Growth often comes through subtraction as much as addition.

 

What Great Leaders Start Doing

Begin building habits such as:

  • Asking more questions
  • Coaching regularly
  • Delegating clearly
  • Thinking strategically
  • Protecting team focus
  • Recognising progress
  • Holding standards fairly
  • Communicating consistently

These habits compound over time.

 

Final Thoughts

Moving from expert to leader is one of the hardest career transitions because it requires more than learning new tasks. It requires changing identity.

You are no longer valued only for what you personally deliver. You are valued for what you inspire, develop, organise, and enable through others.

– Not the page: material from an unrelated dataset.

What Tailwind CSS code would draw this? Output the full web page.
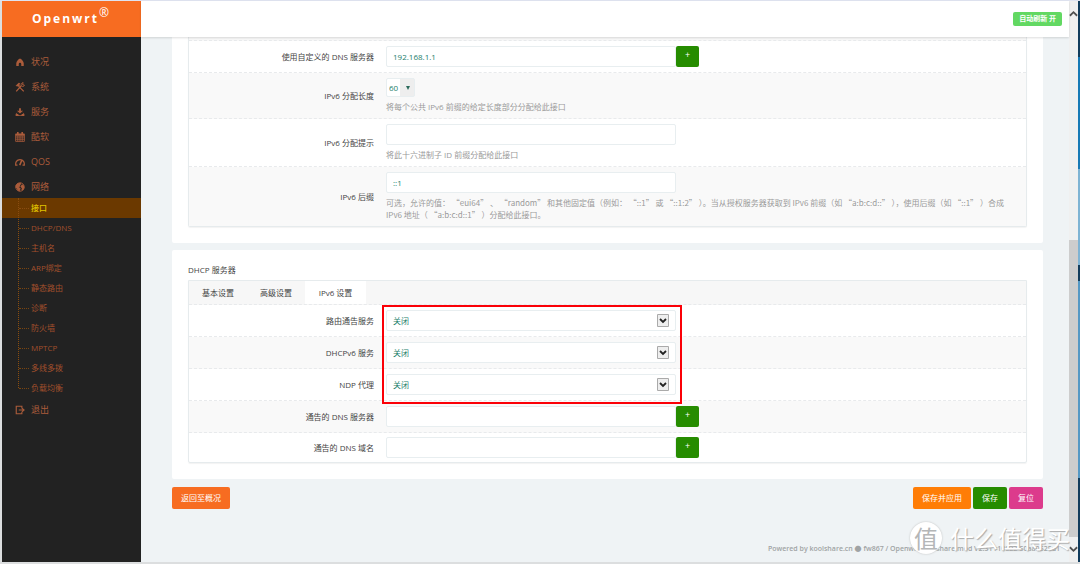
<!DOCTYPE html>
<html lang="zh-CN">
<head>
<meta charset="utf-8">
<meta name="viewport" content="width=device-width, initial-scale=1">
<title>Openwrt - 接口</title>
<script src="https://cdn.jsdelivr.net/npm/@tailwindcss/browser@4"></script>
</head>
<body class="flex h-screen flex-col overflow-hidden bg-[#dfe3f0] pt-px font-['Open_Sans','Noto_Sans_CJK_SC',sans-serif] text-[8px] leading-3 text-[#444]">
<div class="flex min-h-0 flex-1 border-b-2 border-l-2 border-[#dcdedf]">

  <!-- Sidebar -->
  <aside class="flex w-[139px] shrink-0 flex-col bg-[#222] text-[#ab5c3b]">
    <a href="#" class="flex h-9 items-center justify-center bg-[#f76c21] text-[12px] font-bold tracking-[2px] text-white"><span>Openwrt<sup class="text-[12px] font-normal">®</sup></span></a>
    <nav class="pt-3 text-[9px]">
      <ul>
        <li><a href="#" class="flex h-[25px] items-center gap-1.5 pl-[13px]"><svg class="size-2.5" viewBox="0 0 16 16" fill="currentColor"><path d="M8 2.500C5 4 2.500 7 2 10v4.500h4V11a2 2 0 0 1 4 0v3.500h4V10C13.500 7 11 4 8 2.500Z"/></svg>状况</a></li>
        <li><a href="#" class="flex h-[25px] items-center gap-1.5 pl-[13px]"><svg class="size-2.5" viewBox="0 0 16 16" fill="none" stroke="currentColor" stroke-width="2"><path d="m2 15 8-9M6 7l8 8"/><path d="M10 6c-1-3 1-5 3-5l-1 3 3 1c0 2-3 3-5 1" stroke-width="1.500"/><path d="M1 6 6 1l3 1-2 1 1 2-3 3-2-2-1 1Z" fill="currentColor" stroke="none"/></svg>系统</a></li>
        <li><a href="#" class="flex h-[25px] items-center gap-1.5 pl-[13px]"><svg class="size-2.5" viewBox="0 0 16 16" fill="currentColor"><path d="M6.500 2h3v4H13L8 10.500 3 6h3.500ZM3 9l-2 2v3.500h14V11l-2-2h-1l1.500 2H11l-1 2H6l-1-2H2.500L4 9Z"/></svg>服务</a></li>
        <li><a href="#" class="flex h-[25px] items-center gap-1.5 pl-[13px]"><svg class="size-2.5" viewBox="0 0 16 16" fill="none" stroke="currentColor"><path d="M1 3h14v12H1ZM1 8h14M1 11.500h14M4.500 6v9M8 6v9M11.500 6v9" stroke-width="1.300"/><path d="M1 4.500h14M4.500 0v4M11.500 0v4" stroke-width="2.600"/></svg>酷软</a></li>
        <li><a href="#" class="flex h-[25px] items-center gap-1.5 pl-[13px]"><svg class="size-2.5" viewBox="0 0 16 16" fill="none" stroke="currentColor" stroke-width="2"><path d="M1.500 14C0 9 3 4 8 4s8 5 6.500 10M4 13H1M15 13h-3"/><path d="M11 5 7.500 13" stroke-width="2.500"/></svg>QOS</a></li>
        <li>
          <a href="#" class="flex h-[25px] items-center gap-1.5 pl-[13px]"><svg class="size-2.5" viewBox="0 0 16 16"><circle cx="8" cy="8" r="6.700" fill="none" stroke="currentColor" stroke-width="1.500"/><path fill="currentColor" d="M1 5 4 2l5-1 1 2-2 2 1 2-3 1 3 2-1 3-1 2-3-2-1-3-2-1ZM11 4l3 1 1 4-2 4-3 0 1-3-2-2 1-3Z"/></svg>网络</a>
          <ul class="relative -mt-px text-[8px] text-[#a14f2c]">
            <li class="bg-[#6b3900] font-medium text-[#e0c400]"><a href="#" class="flex h-5 items-center gap-0.5 pl-[17px]"><span class="w-2.5 border-t border-dotted border-[#8a4d10]"></span>接口</a></li>
            <li><a href="#" class="flex h-5 items-center gap-0.5 pl-[17px]"><span class="w-2.5 border-t border-dotted border-[#7a4510]"></span>DHCP/DNS</a></li>
            <li><a href="#" class="flex h-5 items-center gap-0.5 pl-[17px]"><span class="w-2.5 border-t border-dotted border-[#7a4510]"></span>主机名</a></li>
            <li><a href="#" class="flex h-5 items-center gap-0.5 pl-[17px]"><span class="w-2.5 border-t border-dotted border-[#7a4510]"></span>ARP绑定</a></li>
            <li><a href="#" class="flex h-5 items-center gap-0.5 pl-[17px]"><span class="w-2.5 border-t border-dotted border-[#7a4510]"></span>静态路由</a></li>
            <li><a href="#" class="flex h-5 items-center gap-0.5 pl-[17px]"><span class="w-2.5 border-t border-dotted border-[#7a4510]"></span>诊断</a></li>
            <li><a href="#" class="flex h-5 items-center gap-0.5 pl-[17px]"><span class="w-2.5 border-t border-dotted border-[#7a4510]"></span>防火墙</a></li>
            <li><a href="#" class="flex h-5 items-center gap-0.5 pl-[17px]"><span class="w-2.5 border-t border-dotted border-[#7a4510]"></span>MPTCP</a></li>
            <li><a href="#" class="flex h-5 items-center gap-0.5 pl-[17px]"><span class="w-2.5 border-t border-dotted border-[#7a4510]"></span>多线多拨</a></li>
            <li><a href="#" class="flex h-5 items-center gap-0.5 pl-[17px]"><span class="w-2.5 border-t border-dotted border-[#7a4510]"></span>负载均衡</a></li>
            <li aria-hidden="true" class="absolute top-0 bottom-2.5 left-4 border-l border-dotted border-[#8a4d10]"></li>
          </ul>
        </li>
        <li><a href="#" class="flex h-6 items-center gap-1.5 pl-[13px]"><svg class="size-2.5" viewBox="0 0 16 16" fill="none" stroke="currentColor" stroke-width="1.800"><path d="M11 5V2H2v12h9v-3M6 8h8M11 5l3.500 3L11 11"/></svg>退出</a></li>
      </ul>
    </nav>
  </aside>

  <!-- Page -->
  <div class="flex min-w-0 flex-1 flex-col bg-[#eff3f5]">
    <header class="z-10 flex h-9 shrink-0 items-center justify-end bg-white pr-[7px] shadow-[0_1px_2px_#0002]">
      <button type="button" class="h-3.5 rounded-xs bg-[#62d862] px-1.5 text-[7px] leading-3 font-bold whitespace-nowrap text-white">自动刷新 开</button>
    </header>

    <main class="min-h-0 flex-1 overflow-hidden pr-[26px] pl-[31px]">
      <form>
        <section class="rounded-b-xs bg-white px-4 pb-4">
          <div class="rounded-b-xs border border-t-0 border-[#e6ebed] shadow-[0_1px_1px_#0000000d]">
            <div class="h-1 border-b border-dashed border-[#e8eaec] bg-[#f8f8f8]"></div>
            <div class="flex items-center gap-3 border-b border-dashed border-[#e8eaec] py-[5px]">
              <label for="dns" class="w-[185px] shrink-0 text-right">使用自定义的 DNS 服务器</label>
              <div class="flex"><input id="dns" value="192.168.1.1" class="h-[21px] w-[290px] rounded-xs border border-[#e8eef0] bg-white px-1.5 text-[#1b806b]"><button type="button" aria-label="添加" class="h-[21px] w-[23px] rounded-xs bg-[#268c00] pb-1 text-[9px] text-white">+</button></div>
            </div>
            <div class="flex items-center gap-3 border-b border-dashed border-[#e8eaec] bg-[#f9f9f9] py-[5px]">
              <label for="len" class="w-[185px] shrink-0 text-right">IPv6 分配长度</label>
              <div class="text-[#999]">
                <div class="relative w-[29px]"><select id="len" class="block h-[19px] w-full appearance-none rounded-xs border border-[#e8eef0] bg-[linear-gradient(90deg,#fff_50%,#eee_50%)] pl-0.5 text-[#1b806b]"><option>60</option></select><svg class="pointer-events-none absolute top-2 right-[5px] size-1" viewBox="0 0 4 4" fill="#2a6a5b"><path d="M0 0h4L2 4Z"/></svg></div>
                <p class="mt-1">将每个公共 IPv6 前缀的给定长度部分分配给此接口</p>
              </div>
            </div>
            <div class="flex items-center gap-3 border-b border-dashed border-[#e8eaec] py-[5px]">
              <label for="hint" class="w-[185px] shrink-0 text-right">IPv6 分配提示</label>
              <div class="text-[#999]">
                <input id="hint" class="block h-[21px] w-[290px] rounded-xs border border-[#e8eef0] bg-white px-1.5 text-[#1b806b]">
                <p class="mt-1">将此十六进制子 ID 前缀分配给此接口</p>
              </div>
            </div>
            <div class="flex items-center gap-3 bg-[#f9f9f9] py-[5px]">
              <label for="suffix" class="w-[185px] shrink-0 text-right">IPv6 后缀</label>
              <div class="text-[#999]">
                <input id="suffix" value="::1" class="block h-[21px] w-[290px] rounded-xs border border-[#e8eef0] bg-white px-1.5 text-[#1b806b]">
                <p class="mt-1 font-['Noto_Sans_CJK_SC',sans-serif] whitespace-nowrap">可选，允许的值： “eui64” 、 “random” 和其他固定值（例如： “::1” 或 “::1:2” ）。当从授权服务器获取到 IPv6 前缀（如 “a:b:c:d::” ），使用后缀（如 “::1” ）合成<br>IPv6 地址（ “a:b:c:d::1” ）分配给此接口。</p>
              </div>
            </div>
          </div>
        </section>

        <section class="mt-[7px] rounded-xs bg-white px-4 pt-3.5 pb-4">
          <h2>DHCP 服务器</h2>
          <div class="mt-1 rounded-b-xs border border-[#e6ebed] shadow-[0_1px_1px_#0000000d]">
            <div class="flex h-6 border-b border-dashed border-[#e8eaec] bg-[#f7f7f7]">
              <button type="button" class="w-[58px]">基本设置</button>
              <button type="button" class="w-[58px]">高级设置</button>
              <button type="button" class="w-[61px] bg-white">IPv6 设置</button>
            </div>
            <div class="relative">
              <div class="flex items-center gap-3 border-b border-dashed border-[#e8eaec] py-[5px]">
                <label for="ra" class="w-[185px] shrink-0 text-right">路由通告服务</label>
                <div class="relative"><select id="ra" class="block h-[21px] w-[290px] appearance-none rounded-xs border border-[#e8eef0] bg-white px-1.5 text-[#1b806b]"><option>关闭</option></select><svg class="pointer-events-none absolute top-1 right-[7px] h-[13px] w-3" viewBox="0 0 12 13"><path d="M.5.5h11v12H.5Z" fill="#eee" stroke="#aaa"/><path d="m3 5 3 3 3-3" fill="none" stroke="#222" stroke-width="1.800"/></svg></div>
              </div>
              <div class="flex items-center gap-3 border-b border-dashed border-[#e8eaec] bg-[#f9f9f9] py-[5px]">
                <label for="dhcpv6" class="w-[185px] shrink-0 text-right">DHCPv6 服务</label>
                <div class="relative"><select id="dhcpv6" class="block h-[21px] w-[290px] appearance-none rounded-xs border border-[#e8eef0] bg-white px-1.5 text-[#1b806b]"><option>关闭</option></select><svg class="pointer-events-none absolute top-1 right-[7px] h-[13px] w-3" viewBox="0 0 12 13"><path d="M.5.5h11v12H.5Z" fill="#eee" stroke="#aaa"/><path d="m3 5 3 3 3-3" fill="none" stroke="#222" stroke-width="1.800"/></svg></div>
              </div>
              <div class="flex items-center gap-3 border-b border-dashed border-[#e8eaec] py-[5px]">
                <label for="ndp" class="w-[185px] shrink-0 text-right">NDP 代理</label>
                <div class="relative"><select id="ndp" class="block h-[21px] w-[290px] appearance-none rounded-xs border border-[#e8eef0] bg-white px-1.5 text-[#1b806b]"><option>关闭</option></select><svg class="pointer-events-none absolute top-1 right-[7px] h-[13px] w-3" viewBox="0 0 12 13"><path d="M.5.5h11v12H.5Z" fill="#eee" stroke="#aaa"/><path d="m3 5 3 3 3-3" fill="none" stroke="#222" stroke-width="1.800"/></svg></div>
              </div>
              <div class="pointer-events-none absolute top-0 -bottom-[3px] left-[193px] w-[300px] border-2 border-[#fb0007]"></div>
            </div>
            <div class="flex items-center gap-3 border-b border-dashed border-[#e8eaec] bg-[#f9f9f9] py-[5px]">
              <label for="adns" class="w-[185px] shrink-0 text-right">通告的 DNS 服务器</label>
              <div class="flex"><input id="adns" class="h-[21px] w-[290px] rounded-xs border border-[#e8eef0] bg-white px-1.5"><button type="button" aria-label="添加" class="h-[21px] w-[23px] rounded-xs bg-[#268c00] pb-1 text-[9px] text-white">+</button></div>
            </div>
            <div class="flex items-center gap-3 py-1">
              <label for="adom" class="w-[185px] shrink-0 text-right">通告的 DNS 域名</label>
              <div class="flex"><input id="adom" class="h-[21px] w-[290px] rounded-xs border border-[#e8eef0] bg-white px-1.5"><button type="button" aria-label="添加" class="h-[21px] w-[23px] rounded-xs bg-[#268c00] pb-1 text-[9px] text-white">+</button></div>
            </div>
          </div>
        </section>

        <div class="mt-2 flex gap-0.5 text-white">
          <button type="button" class="mr-auto h-[22px] w-[58px] rounded-xs bg-[#f76c21]">返回至概况</button>
          <button type="submit" class="h-[22px] w-[58px] rounded-xs bg-[#ff7d06]">保存并应用</button>
          <button type="button" class="h-[22px] w-[34px] rounded-xs bg-[#268c00]">保存</button>
          <button type="reset" class="h-[22px] w-[34px] rounded-xs bg-[#dc3b8c]">复位</button>
        </div>
      </form>
    </main>
    <footer class="pr-[9px] pb-2 text-right text-[7px] leading-[10px] font-semibold text-[#a0a3a4]">Powered by koolshare.cn ● fw867 / Openwrt koolshare mod V2.31 r10822-50aa0525d1</footer>
  </div>

  <!-- Window scrollbar -->
  <div aria-hidden="true" class="flex w-[9px] shrink-0 flex-col items-center justify-between bg-[#f0f0f0]">
    <svg class="mt-2 h-[9px] w-full" viewBox="0 0 10 9" fill="none" stroke="#505050" stroke-width="2"><path d="m1 7 4-4 4 4"/></svg>
    <div class="mt-auto h-[53%] w-full bg-[#cdcdcd]"></div>
    <svg class="my-2 h-[9px] w-full" viewBox="0 0 10 9" fill="none" stroke="#505050" stroke-width="2"><path d="m1 2 4 4 4-4"/></svg>
  </div>
  <div aria-hidden="true" class="w-0.5 shrink-0 bg-[linear-gradient(#123c5c_0_10%,#1879b5_10%_30%,#7fb3d3_30%_47%,#123c5c_47%_50%,#5598c4_50%_85%,#123c5c_85%)]"></div>
</div>

<!-- Watermark over the page corner -->
<div class="pointer-events-none absolute right-2.5 bottom-2.5 flex items-center gap-2 font-['Noto_Sans_CJK_SC',sans-serif] text-[24px] leading-8 whitespace-nowrap text-white [text-shadow:1px_1px_1px_#aaa]">
  <span class="flex size-8 items-center justify-center rounded-full bg-white text-[#b4b6b7] shadow-[0_0_2px_#bbb] [text-shadow:none]">值</span>
  <span>什么值得买</span>
</div>
</body>
</html>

That shift can feel uncomfortable at first. But once embraced, it creates a level of impact far beyond individual expertise.

The most successful leaders are not always the greatest technical experts. They are the people who learned how to turn expertise into influence, trust, performance, and growth.

 

FAQs

1. Why is becoming a manager so difficult for technical experts?

Because leadership requires delegation, coaching, communication, and people management rather than only technical excellence.

2. What is the biggest mistake new managers make?

Trying to continue as the top individual performer instead of leading through the team.

3. How can I lead former colleagues effectively?

Be fair, clear, respectful, and consistent. Build credibility through behaviour rather than title.

4. Why is delegation important for new leaders?

Delegation builds team capability, reduces overload, increases ownership, and allows leaders to focus on higher priorities.

5. What skills matter most for first-time managers?

Communication, emotional intelligence, coaching, adaptability, decision-making, and accountability.

6. How long does the transition from expert to leader take?

It varies, but many professionals need several months of conscious learning and practice to feel confident in the new role.